Information provided
++++++
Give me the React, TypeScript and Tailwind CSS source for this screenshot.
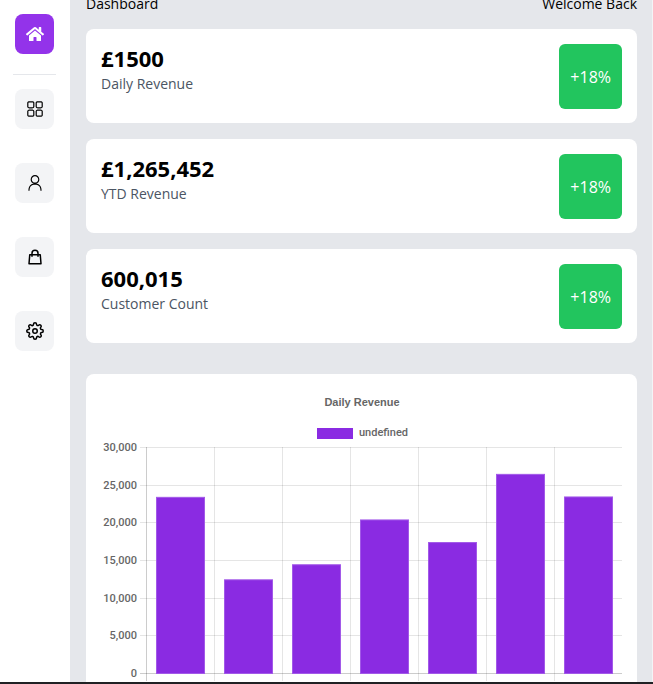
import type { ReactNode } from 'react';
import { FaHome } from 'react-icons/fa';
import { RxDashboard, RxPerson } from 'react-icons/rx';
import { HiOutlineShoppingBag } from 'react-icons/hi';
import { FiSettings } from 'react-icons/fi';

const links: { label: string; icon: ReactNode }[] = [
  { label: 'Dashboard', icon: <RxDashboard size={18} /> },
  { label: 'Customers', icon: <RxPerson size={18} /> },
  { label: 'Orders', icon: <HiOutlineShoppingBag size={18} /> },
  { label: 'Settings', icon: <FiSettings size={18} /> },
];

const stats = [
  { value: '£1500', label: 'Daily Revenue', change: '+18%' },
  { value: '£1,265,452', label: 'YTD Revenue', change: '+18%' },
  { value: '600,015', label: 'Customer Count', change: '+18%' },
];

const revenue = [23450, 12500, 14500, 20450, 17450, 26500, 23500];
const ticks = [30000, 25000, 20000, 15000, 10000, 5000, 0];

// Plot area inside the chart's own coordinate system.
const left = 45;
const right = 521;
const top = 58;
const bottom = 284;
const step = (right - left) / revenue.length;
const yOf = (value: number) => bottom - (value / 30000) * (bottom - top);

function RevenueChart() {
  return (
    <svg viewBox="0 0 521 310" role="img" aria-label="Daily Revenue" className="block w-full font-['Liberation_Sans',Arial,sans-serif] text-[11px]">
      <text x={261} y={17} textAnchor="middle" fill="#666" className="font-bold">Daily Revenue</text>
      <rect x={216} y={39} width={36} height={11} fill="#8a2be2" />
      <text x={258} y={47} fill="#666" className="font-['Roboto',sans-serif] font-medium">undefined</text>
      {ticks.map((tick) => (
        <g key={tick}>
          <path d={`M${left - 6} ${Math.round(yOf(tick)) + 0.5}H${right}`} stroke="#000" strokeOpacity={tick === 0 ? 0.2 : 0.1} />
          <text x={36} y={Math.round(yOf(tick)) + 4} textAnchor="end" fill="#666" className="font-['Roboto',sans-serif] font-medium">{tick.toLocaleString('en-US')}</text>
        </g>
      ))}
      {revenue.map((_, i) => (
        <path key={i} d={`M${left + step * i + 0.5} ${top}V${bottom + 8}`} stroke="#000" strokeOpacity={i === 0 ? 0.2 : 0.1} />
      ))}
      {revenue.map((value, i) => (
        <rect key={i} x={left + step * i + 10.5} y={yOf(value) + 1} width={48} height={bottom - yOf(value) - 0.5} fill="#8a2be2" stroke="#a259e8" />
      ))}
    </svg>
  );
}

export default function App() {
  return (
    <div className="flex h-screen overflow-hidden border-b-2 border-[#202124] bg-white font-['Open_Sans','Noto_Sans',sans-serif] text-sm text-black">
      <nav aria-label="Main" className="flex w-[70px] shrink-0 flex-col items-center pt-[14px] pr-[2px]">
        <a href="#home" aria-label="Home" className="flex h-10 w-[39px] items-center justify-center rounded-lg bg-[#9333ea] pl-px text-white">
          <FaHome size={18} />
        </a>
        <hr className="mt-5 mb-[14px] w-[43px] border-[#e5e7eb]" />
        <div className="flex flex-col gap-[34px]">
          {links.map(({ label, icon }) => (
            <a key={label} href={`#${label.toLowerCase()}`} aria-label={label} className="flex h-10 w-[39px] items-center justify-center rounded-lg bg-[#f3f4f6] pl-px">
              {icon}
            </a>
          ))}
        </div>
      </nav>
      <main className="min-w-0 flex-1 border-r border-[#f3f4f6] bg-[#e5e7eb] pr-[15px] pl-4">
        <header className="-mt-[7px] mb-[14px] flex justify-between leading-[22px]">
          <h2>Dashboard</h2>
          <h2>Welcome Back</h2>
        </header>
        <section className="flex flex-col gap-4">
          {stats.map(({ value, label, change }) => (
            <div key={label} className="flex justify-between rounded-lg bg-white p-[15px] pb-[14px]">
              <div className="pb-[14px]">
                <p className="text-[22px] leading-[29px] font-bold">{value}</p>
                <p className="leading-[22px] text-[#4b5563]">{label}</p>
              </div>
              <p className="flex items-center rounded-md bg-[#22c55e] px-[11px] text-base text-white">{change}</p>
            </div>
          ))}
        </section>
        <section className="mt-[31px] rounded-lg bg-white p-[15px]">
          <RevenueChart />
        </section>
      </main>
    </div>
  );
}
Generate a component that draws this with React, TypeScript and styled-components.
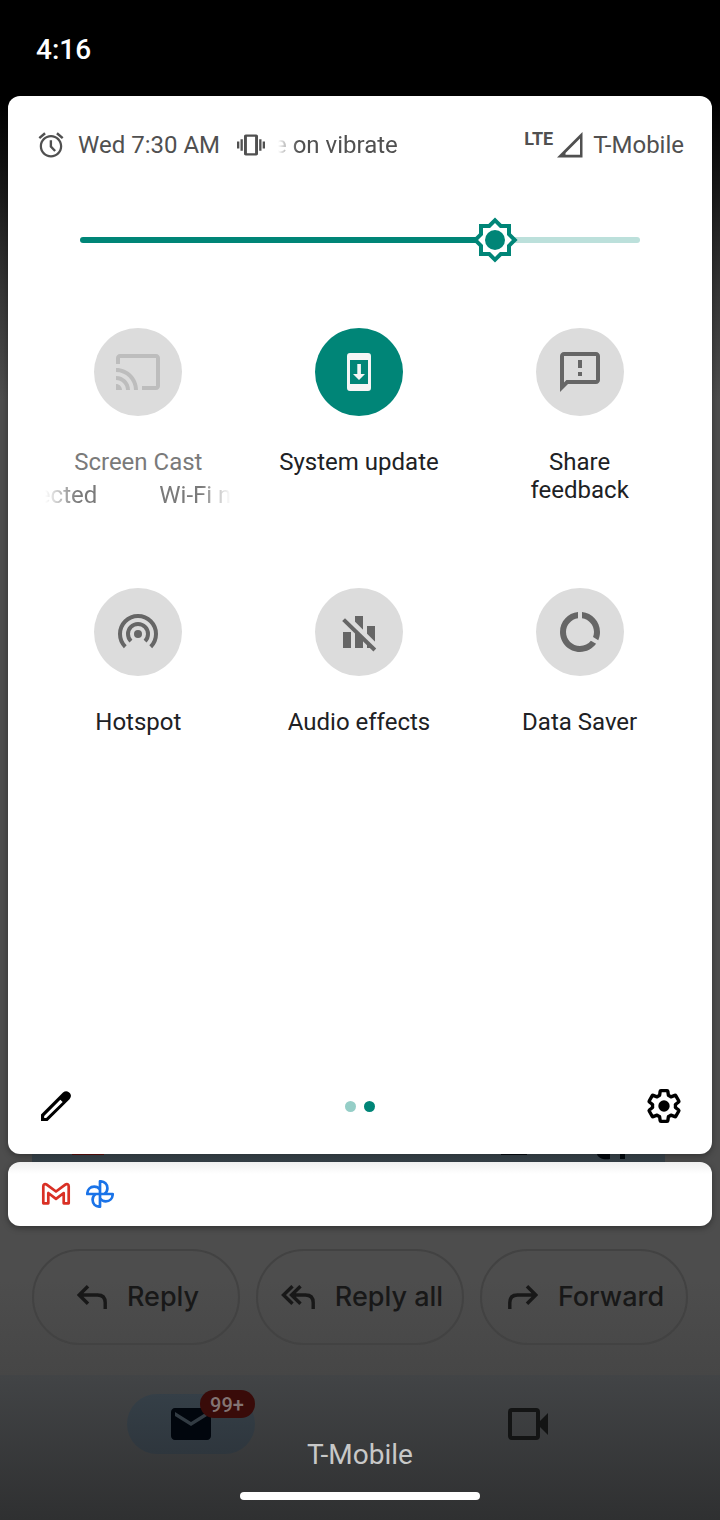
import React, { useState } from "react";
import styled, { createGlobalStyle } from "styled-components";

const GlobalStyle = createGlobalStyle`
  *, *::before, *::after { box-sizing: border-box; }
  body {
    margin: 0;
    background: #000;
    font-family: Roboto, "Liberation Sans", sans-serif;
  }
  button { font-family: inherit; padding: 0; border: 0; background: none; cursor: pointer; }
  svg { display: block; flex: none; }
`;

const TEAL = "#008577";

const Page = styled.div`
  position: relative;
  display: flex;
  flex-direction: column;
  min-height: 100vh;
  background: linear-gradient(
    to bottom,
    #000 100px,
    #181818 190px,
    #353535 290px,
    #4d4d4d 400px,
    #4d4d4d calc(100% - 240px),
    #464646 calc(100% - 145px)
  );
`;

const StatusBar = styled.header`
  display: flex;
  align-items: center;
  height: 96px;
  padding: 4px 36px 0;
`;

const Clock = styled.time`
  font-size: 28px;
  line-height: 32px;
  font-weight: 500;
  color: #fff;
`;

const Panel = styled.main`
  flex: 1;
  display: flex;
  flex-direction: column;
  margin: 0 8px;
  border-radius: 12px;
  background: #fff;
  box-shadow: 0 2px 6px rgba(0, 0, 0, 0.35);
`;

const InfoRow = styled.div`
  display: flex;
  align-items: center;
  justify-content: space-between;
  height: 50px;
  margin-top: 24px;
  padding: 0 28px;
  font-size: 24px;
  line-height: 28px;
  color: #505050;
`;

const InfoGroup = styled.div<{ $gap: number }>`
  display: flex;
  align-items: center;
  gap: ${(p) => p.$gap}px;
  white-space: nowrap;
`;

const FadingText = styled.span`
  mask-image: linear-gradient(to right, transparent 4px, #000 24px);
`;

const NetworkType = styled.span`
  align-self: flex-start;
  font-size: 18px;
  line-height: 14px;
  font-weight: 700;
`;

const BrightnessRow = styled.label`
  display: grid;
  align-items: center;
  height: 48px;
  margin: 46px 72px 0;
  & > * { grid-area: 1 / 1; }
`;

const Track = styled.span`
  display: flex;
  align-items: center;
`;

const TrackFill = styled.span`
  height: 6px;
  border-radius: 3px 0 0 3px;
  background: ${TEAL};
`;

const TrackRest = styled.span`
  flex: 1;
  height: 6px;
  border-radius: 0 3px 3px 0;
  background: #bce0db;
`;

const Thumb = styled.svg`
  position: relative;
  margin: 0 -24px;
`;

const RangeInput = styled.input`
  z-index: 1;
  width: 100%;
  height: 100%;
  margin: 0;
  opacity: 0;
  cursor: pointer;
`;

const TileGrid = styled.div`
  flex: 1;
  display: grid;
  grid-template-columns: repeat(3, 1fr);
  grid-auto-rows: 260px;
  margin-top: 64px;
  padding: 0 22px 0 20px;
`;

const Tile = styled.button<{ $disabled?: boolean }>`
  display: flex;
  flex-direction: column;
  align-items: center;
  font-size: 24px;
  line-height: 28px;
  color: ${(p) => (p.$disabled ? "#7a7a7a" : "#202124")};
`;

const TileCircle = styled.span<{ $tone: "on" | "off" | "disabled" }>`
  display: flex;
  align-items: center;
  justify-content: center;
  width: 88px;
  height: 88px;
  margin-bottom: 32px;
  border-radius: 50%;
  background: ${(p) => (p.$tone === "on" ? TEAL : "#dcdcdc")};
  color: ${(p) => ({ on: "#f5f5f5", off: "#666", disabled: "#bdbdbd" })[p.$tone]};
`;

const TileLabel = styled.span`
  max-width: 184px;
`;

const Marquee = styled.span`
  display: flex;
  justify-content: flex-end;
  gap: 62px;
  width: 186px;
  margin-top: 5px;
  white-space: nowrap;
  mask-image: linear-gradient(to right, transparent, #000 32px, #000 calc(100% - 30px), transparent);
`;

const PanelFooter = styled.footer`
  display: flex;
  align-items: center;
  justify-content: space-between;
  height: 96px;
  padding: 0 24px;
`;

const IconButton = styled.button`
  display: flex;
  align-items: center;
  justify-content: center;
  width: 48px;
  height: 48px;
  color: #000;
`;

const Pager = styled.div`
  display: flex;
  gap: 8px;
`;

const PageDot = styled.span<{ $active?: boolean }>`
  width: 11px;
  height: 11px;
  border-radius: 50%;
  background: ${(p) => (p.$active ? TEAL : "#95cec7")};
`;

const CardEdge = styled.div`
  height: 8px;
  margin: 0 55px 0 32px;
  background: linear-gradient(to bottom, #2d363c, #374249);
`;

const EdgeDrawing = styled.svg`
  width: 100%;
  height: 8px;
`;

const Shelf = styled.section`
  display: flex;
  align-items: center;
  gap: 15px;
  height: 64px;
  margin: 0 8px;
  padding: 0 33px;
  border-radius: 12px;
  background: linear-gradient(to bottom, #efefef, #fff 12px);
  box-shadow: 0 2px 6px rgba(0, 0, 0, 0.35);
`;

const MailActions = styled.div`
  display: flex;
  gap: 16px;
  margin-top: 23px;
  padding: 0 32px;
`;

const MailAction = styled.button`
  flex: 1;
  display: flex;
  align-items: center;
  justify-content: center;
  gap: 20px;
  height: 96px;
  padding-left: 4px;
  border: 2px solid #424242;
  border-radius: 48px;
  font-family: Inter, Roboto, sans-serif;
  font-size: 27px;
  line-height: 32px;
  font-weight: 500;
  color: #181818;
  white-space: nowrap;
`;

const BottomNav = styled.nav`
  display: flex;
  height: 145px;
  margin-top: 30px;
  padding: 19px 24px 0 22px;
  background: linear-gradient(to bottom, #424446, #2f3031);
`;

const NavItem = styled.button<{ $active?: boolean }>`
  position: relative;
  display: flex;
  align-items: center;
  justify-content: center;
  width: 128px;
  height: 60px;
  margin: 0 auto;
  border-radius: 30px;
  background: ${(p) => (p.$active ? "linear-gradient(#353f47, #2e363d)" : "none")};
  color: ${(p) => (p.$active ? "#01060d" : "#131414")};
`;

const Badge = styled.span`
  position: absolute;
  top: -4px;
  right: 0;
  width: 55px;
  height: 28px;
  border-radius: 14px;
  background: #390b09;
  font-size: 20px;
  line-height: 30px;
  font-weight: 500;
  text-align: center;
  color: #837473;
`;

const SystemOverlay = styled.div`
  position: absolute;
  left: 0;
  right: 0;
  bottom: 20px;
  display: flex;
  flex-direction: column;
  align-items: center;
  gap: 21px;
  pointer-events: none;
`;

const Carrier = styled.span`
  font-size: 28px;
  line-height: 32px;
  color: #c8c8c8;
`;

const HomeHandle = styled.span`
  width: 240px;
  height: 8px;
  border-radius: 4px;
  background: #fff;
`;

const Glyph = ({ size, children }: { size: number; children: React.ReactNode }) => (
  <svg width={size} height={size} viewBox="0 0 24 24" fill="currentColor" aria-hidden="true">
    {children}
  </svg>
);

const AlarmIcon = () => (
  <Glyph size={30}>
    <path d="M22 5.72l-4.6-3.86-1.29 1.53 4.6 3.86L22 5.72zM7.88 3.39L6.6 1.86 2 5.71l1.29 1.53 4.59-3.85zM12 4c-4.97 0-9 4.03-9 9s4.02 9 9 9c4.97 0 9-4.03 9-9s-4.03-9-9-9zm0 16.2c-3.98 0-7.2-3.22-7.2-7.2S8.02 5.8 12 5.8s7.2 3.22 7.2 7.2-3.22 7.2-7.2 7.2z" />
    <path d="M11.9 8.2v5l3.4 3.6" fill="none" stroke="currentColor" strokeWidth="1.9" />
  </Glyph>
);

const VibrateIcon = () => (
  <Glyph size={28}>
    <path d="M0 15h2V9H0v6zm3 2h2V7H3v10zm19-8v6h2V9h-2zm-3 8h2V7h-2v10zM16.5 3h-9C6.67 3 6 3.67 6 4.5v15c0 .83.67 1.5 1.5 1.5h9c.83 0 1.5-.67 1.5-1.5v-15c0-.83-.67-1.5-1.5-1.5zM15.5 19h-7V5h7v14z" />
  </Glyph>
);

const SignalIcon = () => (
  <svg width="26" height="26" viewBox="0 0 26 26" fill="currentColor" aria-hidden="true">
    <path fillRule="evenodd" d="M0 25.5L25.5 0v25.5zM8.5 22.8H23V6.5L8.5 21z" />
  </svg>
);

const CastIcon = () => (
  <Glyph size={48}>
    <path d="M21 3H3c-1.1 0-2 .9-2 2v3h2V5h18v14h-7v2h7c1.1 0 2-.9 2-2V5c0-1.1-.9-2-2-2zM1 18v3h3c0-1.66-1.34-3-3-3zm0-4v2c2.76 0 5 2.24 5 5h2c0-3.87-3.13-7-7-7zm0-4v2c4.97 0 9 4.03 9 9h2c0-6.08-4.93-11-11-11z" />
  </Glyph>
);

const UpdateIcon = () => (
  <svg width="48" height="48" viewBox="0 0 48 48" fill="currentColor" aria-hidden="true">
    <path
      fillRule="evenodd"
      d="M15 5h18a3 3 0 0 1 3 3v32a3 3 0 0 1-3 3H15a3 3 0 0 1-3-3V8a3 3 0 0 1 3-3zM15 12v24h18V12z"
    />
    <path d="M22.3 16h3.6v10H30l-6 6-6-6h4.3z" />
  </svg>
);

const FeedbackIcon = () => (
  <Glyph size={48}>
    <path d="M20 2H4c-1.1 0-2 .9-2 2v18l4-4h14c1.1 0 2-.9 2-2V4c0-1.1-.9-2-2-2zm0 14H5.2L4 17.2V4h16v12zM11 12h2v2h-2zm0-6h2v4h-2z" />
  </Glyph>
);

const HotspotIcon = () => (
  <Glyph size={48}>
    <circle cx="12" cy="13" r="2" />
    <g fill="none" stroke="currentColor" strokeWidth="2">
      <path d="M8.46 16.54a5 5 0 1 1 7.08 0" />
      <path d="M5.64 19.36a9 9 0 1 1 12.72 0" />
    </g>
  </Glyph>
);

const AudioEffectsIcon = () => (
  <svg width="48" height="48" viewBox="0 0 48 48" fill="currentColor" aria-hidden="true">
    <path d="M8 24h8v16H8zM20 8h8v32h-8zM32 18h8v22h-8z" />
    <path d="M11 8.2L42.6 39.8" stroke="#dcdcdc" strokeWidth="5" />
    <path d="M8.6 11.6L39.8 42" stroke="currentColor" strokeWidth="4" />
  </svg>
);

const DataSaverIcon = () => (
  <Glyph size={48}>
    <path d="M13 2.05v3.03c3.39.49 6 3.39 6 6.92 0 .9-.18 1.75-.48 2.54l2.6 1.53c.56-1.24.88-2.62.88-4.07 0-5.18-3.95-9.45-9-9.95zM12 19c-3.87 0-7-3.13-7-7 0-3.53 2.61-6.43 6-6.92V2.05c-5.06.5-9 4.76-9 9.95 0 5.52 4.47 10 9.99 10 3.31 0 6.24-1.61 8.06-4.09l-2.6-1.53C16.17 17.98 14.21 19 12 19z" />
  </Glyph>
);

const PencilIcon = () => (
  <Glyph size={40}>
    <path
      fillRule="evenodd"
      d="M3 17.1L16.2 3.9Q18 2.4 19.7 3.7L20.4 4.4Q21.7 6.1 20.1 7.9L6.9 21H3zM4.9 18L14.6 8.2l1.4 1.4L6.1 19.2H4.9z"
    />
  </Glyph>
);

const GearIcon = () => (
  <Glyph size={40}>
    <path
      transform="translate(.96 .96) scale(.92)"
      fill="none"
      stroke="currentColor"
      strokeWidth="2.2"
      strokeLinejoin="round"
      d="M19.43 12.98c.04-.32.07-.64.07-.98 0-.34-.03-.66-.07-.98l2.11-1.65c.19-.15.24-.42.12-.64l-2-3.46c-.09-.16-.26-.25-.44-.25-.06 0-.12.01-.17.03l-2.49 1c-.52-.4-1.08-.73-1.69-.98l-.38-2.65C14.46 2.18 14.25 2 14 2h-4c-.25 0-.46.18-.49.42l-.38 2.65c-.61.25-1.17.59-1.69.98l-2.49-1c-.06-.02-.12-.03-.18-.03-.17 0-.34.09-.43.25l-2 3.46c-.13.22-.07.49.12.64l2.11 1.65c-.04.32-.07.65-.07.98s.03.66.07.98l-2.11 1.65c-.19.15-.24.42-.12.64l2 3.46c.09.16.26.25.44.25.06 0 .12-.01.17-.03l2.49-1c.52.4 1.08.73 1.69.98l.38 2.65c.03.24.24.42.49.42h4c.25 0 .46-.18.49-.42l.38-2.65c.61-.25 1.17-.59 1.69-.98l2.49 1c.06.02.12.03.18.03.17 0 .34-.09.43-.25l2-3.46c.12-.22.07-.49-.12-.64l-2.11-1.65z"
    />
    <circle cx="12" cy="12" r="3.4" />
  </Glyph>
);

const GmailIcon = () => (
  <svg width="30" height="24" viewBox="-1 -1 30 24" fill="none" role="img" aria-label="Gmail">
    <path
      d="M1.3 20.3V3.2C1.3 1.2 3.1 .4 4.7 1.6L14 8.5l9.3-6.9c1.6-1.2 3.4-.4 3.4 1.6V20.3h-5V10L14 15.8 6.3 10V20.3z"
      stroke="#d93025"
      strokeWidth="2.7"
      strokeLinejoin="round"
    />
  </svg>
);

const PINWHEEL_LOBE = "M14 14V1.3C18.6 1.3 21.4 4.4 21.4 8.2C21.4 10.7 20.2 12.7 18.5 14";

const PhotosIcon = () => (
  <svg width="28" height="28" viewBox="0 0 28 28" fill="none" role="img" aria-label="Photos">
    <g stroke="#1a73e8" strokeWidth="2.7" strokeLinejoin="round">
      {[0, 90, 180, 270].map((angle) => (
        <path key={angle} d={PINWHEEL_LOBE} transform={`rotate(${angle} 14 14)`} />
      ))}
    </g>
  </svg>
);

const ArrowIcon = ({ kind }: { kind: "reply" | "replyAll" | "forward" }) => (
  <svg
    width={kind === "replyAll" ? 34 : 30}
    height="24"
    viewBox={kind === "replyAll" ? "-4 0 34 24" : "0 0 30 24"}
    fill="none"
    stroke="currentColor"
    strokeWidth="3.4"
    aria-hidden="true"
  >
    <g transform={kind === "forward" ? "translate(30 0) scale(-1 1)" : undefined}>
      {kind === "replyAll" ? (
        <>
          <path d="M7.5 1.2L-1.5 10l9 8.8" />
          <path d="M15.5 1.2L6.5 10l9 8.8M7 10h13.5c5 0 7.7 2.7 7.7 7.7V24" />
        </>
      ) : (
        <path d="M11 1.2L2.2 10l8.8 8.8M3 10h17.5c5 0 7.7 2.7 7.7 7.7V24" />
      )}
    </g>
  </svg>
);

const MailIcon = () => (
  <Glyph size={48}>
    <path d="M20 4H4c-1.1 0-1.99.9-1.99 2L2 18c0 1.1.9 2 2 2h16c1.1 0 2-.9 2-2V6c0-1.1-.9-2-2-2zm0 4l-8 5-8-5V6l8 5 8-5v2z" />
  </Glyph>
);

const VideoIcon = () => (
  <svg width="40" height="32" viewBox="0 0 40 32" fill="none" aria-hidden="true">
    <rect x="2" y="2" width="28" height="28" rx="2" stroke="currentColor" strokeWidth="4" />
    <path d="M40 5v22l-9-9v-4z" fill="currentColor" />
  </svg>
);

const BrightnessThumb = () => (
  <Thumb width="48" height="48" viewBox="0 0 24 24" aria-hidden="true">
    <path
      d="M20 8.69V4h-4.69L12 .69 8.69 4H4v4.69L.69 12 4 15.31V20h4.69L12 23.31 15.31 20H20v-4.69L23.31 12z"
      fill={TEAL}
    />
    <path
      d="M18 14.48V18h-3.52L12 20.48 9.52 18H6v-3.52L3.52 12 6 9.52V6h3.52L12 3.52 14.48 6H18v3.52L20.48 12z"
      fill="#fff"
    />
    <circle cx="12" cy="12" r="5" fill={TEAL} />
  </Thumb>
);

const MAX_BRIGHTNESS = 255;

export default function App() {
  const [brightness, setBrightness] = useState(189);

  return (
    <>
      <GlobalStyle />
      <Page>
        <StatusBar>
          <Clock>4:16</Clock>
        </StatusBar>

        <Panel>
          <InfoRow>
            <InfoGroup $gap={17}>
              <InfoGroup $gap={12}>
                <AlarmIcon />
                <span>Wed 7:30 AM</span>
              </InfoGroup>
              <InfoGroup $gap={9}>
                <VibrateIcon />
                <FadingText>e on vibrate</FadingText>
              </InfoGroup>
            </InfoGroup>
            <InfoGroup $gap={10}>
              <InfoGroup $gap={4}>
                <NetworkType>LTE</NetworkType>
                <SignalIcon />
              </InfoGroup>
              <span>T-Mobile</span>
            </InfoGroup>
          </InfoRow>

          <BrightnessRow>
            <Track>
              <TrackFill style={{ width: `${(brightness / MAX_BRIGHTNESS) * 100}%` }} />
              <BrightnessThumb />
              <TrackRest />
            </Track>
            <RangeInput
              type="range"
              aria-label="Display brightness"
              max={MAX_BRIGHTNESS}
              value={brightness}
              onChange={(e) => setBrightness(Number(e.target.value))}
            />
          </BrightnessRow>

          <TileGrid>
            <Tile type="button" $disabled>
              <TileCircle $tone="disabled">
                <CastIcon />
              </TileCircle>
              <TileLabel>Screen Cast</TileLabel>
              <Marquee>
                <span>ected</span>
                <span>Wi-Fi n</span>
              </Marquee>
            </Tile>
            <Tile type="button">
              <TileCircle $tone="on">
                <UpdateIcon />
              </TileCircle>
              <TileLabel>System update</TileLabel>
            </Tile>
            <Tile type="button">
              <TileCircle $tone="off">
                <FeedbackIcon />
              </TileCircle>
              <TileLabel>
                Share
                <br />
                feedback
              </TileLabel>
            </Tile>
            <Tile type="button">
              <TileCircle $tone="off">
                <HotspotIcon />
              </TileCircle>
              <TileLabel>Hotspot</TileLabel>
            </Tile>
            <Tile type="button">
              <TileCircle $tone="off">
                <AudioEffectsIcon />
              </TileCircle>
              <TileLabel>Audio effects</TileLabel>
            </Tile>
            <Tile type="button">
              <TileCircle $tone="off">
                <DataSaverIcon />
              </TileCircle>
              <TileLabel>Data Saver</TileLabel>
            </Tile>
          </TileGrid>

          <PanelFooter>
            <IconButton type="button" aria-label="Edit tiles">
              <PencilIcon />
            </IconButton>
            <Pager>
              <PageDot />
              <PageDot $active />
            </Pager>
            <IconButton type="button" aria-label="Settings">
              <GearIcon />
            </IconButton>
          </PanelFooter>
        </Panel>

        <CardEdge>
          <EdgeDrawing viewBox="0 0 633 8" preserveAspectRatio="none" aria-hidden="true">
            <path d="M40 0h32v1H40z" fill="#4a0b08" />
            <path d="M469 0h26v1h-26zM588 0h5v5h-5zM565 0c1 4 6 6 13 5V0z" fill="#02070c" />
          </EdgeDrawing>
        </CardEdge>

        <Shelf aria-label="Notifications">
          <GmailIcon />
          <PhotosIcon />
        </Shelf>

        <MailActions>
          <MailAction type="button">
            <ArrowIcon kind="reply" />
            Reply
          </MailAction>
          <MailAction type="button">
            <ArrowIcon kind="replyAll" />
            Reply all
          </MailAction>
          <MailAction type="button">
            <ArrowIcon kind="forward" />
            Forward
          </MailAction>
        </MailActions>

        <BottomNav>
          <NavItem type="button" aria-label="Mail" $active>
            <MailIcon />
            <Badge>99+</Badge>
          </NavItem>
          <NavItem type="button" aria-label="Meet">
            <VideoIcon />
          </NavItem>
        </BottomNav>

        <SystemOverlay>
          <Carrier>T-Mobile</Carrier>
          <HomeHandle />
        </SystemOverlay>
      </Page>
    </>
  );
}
++++++
Required work
Repeat exactly and only the lines from the start of the data above through the line that holds "const yOf = (value: number)", inclusive. Pictures do not belong in the copy.

Response
Give me the React, TypeScript and Tailwind CSS source for this screenshot.
import type { ReactNode } from 'react';
import { FaHome } from 'react-icons/fa';
import { RxDashboard, RxPerson } from 'react-icons/rx';
import { HiOutlineShoppingBag } from 'react-icons/hi';
import { FiSettings } from 'react-icons/fi';

const links: { label: string; icon: ReactNode }[] = [
  { label: 'Dashboard', icon: <RxDashboard size={18} /> },
  { label: 'Customers', icon: <RxPerson size={18} /> },
  { label: 'Orders', icon: <HiOutlineShoppingBag size={18} /> },
  { label: 'Settings', icon: <FiSettings size={18} /> },
];

const stats = [
  { value: '£1500', label: 'Daily Revenue', change: '+18%' },
  { value: '£1,265,452', label: 'YTD Revenue', change: '+18%' },
  { value: '600,015', label: 'Customer Count', change: '+18%' },
];

const revenue = [23450, 12500, 14500, 20450, 17450, 26500, 23500];
const ticks = [30000, 25000, 20000, 15000, 10000, 5000, 0];

// Plot area inside the chart's own coordinate system.
const left = 45;
const right = 521;
const top = 58;
const bottom = 284;
const step = (right - left) / revenue.length;
const yOf = (value: number) => bottom - (value / 30000) * (bottom - top);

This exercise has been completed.